Moreover, there shouldn’t be any grey areas that leave contractors to speculate on safety procedures, or who is responsible for ensuring the rules are followed. Quebec law stipulates that the company’s owner, job superintendent, and foremen are responsible for safety, and criminally responsible for injuries that could result in the death of a worker.

Most reputable employers have safety programs and set aside time for regular jobsite safety meetings. It is some of the small contractors (fly-by-night operations) that don’t take safety seriously, says Fred Clare, vice-president for the eastern Canada region of the Heat & Frost Insulators International.

“My experience is that it takes so little time to train in site-specific safety,” says Clare.
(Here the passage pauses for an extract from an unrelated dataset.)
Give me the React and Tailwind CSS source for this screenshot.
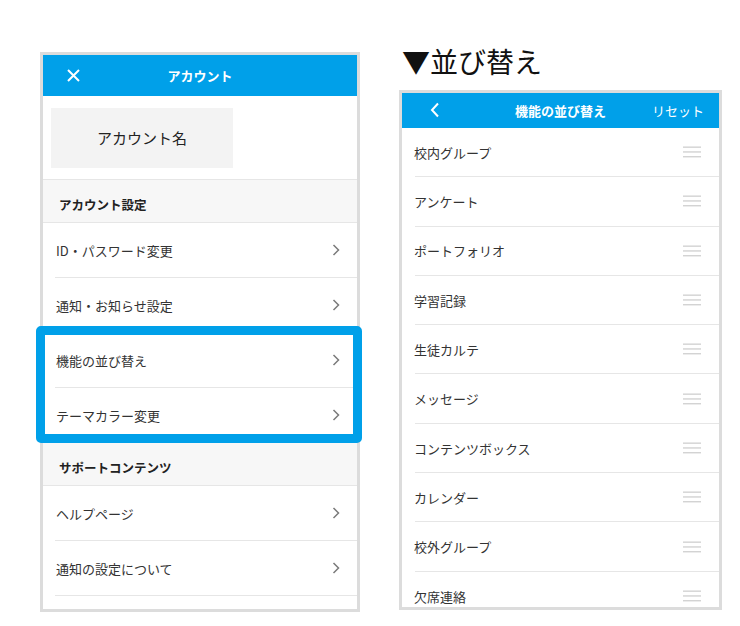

Safety procedures have to be reinforced over the lifespan of the project, however, which can be months or longer.

How to get workers to form safety habits is an age-old problem. Reinforcing safety’s importance through shock value (graphic images of accidents) is incorporated into training programs presented by the union. Still, there’s nothing like being involved in an accident or knowing someone seriously injured to make a worker place special attention on safety procedures.
“I have yet to speak to a contractor who doesn’t care about the welfare of his employees or the reputation of his company,” says Clare. “By not allowing for the implementation of safety programs and policies in their bid they put both of these values at risk.”

He points out that it is only natural for workers to think their employer is only interested in his/her bottom line if there is no safety program in place.

“It results in workers cutting corners with safety and sooner or later there will be an accident, the only question is how serious. If the client finds out that safety has been compromised, chances are that contractor will not be working on that project in the future. Safety programs work best when everyone buys into them from management down to the workers.”